### Supplied material
________________________

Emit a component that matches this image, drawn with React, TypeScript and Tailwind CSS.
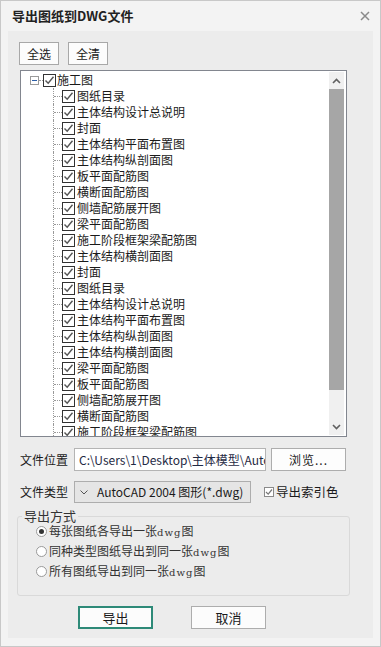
import React from "react";

const font = { fontFamily: '"Noto Sans CJK SC", "Microsoft YaHei", sans-serif' };

const items = [
  "图纸目录",
  "主体结构设计总说明",
  "封面",
  "主体结构平面布置图",
  "主体结构纵剖面图",
  "板平面配筋图",
  "横断面配筋图",
  "侧墙配筋展开图",
  "梁平面配筋图",
  "施工阶段框架梁配筋图",
  "主体结构横剖面图",
  "封面",
  "图纸目录",
  "主体结构设计总说明",
  "主体结构平面布置图",
  "主体结构纵剖面图",
  "主体结构横剖面图",
  "梁平面配筋图",
  "板平面配筋图",
  "侧墙配筋展开图",
  "横断面配筋图",
  "施工阶段框架梁配筋图",
];

function Check() {
  return (
    <span className="w-[13px] h-[13px] border border-[#333] bg-white flex items-center justify-center shrink-0">
      <svg width="11" height="11" viewBox="0 0 11 11">
        <polyline points="1.5,5.5 4.2,8.3 9.5,1.8" fill="none" stroke="#555" strokeWidth="1.4" />
      </svg>
    </span>
  );
}

function Dwg() {
  return <span className="text-[10px] tracking-[1px]" style={{ fontFamily: '"DejaVu Serif", serif' }}>dwg</span>;
}

export default function App() {
  return (
    <div className="w-[381px] h-[647px] border border-[#c8c8c8] bg-[#f3f3f3] flex flex-col text-[12px] text-[#1a1a1a] overflow-hidden" style={font}>
      <div className="h-[30px] flex items-center justify-between pl-[11px] pr-[10px] shrink-0">
        <span className="text-[13px] font-bold text-[#222]">导出图纸到DWG文件</span>
        <svg width="10" height="10" viewBox="0 0 10 10">
          <path d="M1 1 L9 9 M9 1 L1 9" stroke="#8a8a8a" strokeWidth="1.5" />
        </svg>
      </div>
      <div className="mx-[7px] mb-[8px] h-[607px] bg-[#ececec] flex flex-col">
        <div className="flex gap-[9px] pl-[11px] mt-[11px]">
          <button className="w-[40px] h-[23px] border border-[#a8a8a8] bg-[#fcfcfc] text-[12px] leading-none">全选</button>
          <button className="w-[40px] h-[23px] border border-[#a8a8a8] bg-[#fcfcfc] text-[12px] leading-none">全清</button>
        </div>
        <div className="ml-[12px] mt-[5px] w-[327px] h-[367px] border border-[#82868f] bg-white flex">
          <div className="flex-1 overflow-hidden pt-[1px]">
            <div className="h-[16px] flex items-center pl-[9px]">
              <span className="w-[9px] h-[9px] border border-[#9a9a9a] flex items-center justify-center bg-white">
                <span className="w-[5px] h-[1px] bg-[#2d5fa8]" />
              </span>
              <span className="w-[4px] border-t border-dotted border-[#999]" />
              <Check />
              <span className="ml-[1px] leading-none">施工图</span>
            </div>
            {items.map((t, i) => (
              <div key={i} className="h-[16px] flex items-center pl-[32px]">
                <div className="relative w-[9px] h-[16px] border-l border-dotted border-[#999]">
                  <span className="absolute left-0 top-[8px] w-[8px] border-t border-dotted border-[#999]" />
                </div>
                <Check />
                <span className="ml-[2px] leading-none whitespace-nowrap">{t}</span>
              </div>
            ))}
          </div>
          <div className="w-[15px] mr-[2px] mt-[1px] mb-[1px] bg-[#f0f0f0] flex flex-col">
            <div className="h-[17px] flex items-center justify-center">
              <svg width="9" height="6" viewBox="0 0 9 6">
                <path d="M1 5 L4.5 1.5 L8 5" fill="none" stroke="#606060" strokeWidth="1.6" />
              </svg>
            </div>
            <div className="h-[301px] bg-[#a6a6a6]" />
            <div className="flex-1" />
            <div className="h-[17px] flex items-center justify-center">
              <svg width="9" height="6" viewBox="0 0 9 6">
                <path d="M1 1 L4.5 4.5 L8 1" fill="none" stroke="#606060" strokeWidth="1.6" />
              </svg>
            </div>
          </div>
        </div>
        <div className="flex items-center mt-[11px] pl-[12px]">
          <span className="w-[54px]">文件位置</span>
          <div className="w-[192px] h-[23px] border border-[#b4b4b4] bg-white flex items-center pl-[4px] overflow-hidden whitespace-nowrap text-[#1f2a44]">
            C:\Users\1\Desktop\主体模型\AutoCAD
          </div>
          <button className="ml-[5px] w-[75px] h-[23px] border border-[#adadad] bg-[#fdfdfd] text-[12px] leading-none tracking-[1px]">浏览...</button>
        </div>
        <div className="flex items-center mt-[10px] pl-[12px]">
          <span className="w-[54px]">文件类型</span>
          <div className="w-[177px] h-[22px] border border-[#adadad] bg-[#e5e5e5] flex items-center pl-[5px] whitespace-nowrap overflow-hidden">
            <svg width="8" height="5" viewBox="0 0 8 5" className="mr-[9px]">
              <path d="M0.5 0.5 L4 4 L7.5 0.5" fill="none" stroke="#555" strokeWidth="1" />
            </svg>
            <span>AutoCAD 2004 图形(*.dwg)</span>
          </div>
          <span className="ml-[13px] w-[10px] h-[10px] border border-[#8a8a8a] bg-white flex items-center justify-center">
            <svg width="8" height="8" viewBox="0 0 8 8">
              <polyline points="1,4 3.2,6.2 7,1.5" fill="none" stroke="#777" strokeWidth="1.2" />
            </svg>
          </span>
          <span className="ml-[2px] text-[12.5px]">导出索引色</span>
        </div>
        <fieldset className="ml-[9px] mt-[5px] w-[333px] h-[88px] border border-[#d9d9d9] rounded-[3px]">
          <legend className="ml-[4px] px-[2px] text-[13px] text-[#333] leading-[16px]">导出方式</legend>
          <div className="flex flex-col gap-[3px] mt-[-1px] pl-[18px]">
            {[
              [true, <>每张图纸各导出一张<Dwg />图</>],
              [false, <>同种类型图纸导出到同一张<Dwg />图</>],
              [false, <>所有图纸导出到同一张<Dwg />图</>],
            ].map(([sel, label], i) => (
              <div key={i} className="h-[17px] flex items-center">
                <span className="w-[11px] h-[11px] rounded-full border border-[#9a9a9a] bg-white flex items-center justify-center">
                  {sel ? <span className="w-[5px] h-[5px] rounded-full bg-[#333]" /> : null}
                </span>
                <span className="ml-[2px] text-[12px] text-[#333] leading-none whitespace-nowrap">{label as React.ReactNode}</span>
              </div>
            ))}
          </div>
        </fieldset>
        <div className="flex mt-[10px] pl-[70px] gap-[38px]">
          <button className="w-[75px] h-[23px] border-2 border-[#2e8a78] bg-[#fcfcfc] text-[13px] leading-none">导出</button>
          <button className="w-[75px] h-[23px] border border-[#adadad] bg-[#fcfcfc] text-[13px] leading-none">取消</button>
        </div>
      </div>
    </div>
  );
}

________________________

### Given instruction
Copy each line of the listing that holds the word "React".

### Response to the exercise
Emit a component that matches this image, drawn with React, TypeScript and Tailwind CSS.
import React from "react";
                <span className="ml-[2px] text-[12px] text-[#333] leading-none whitespace-nowrap">{label as React.ReactNode}</span>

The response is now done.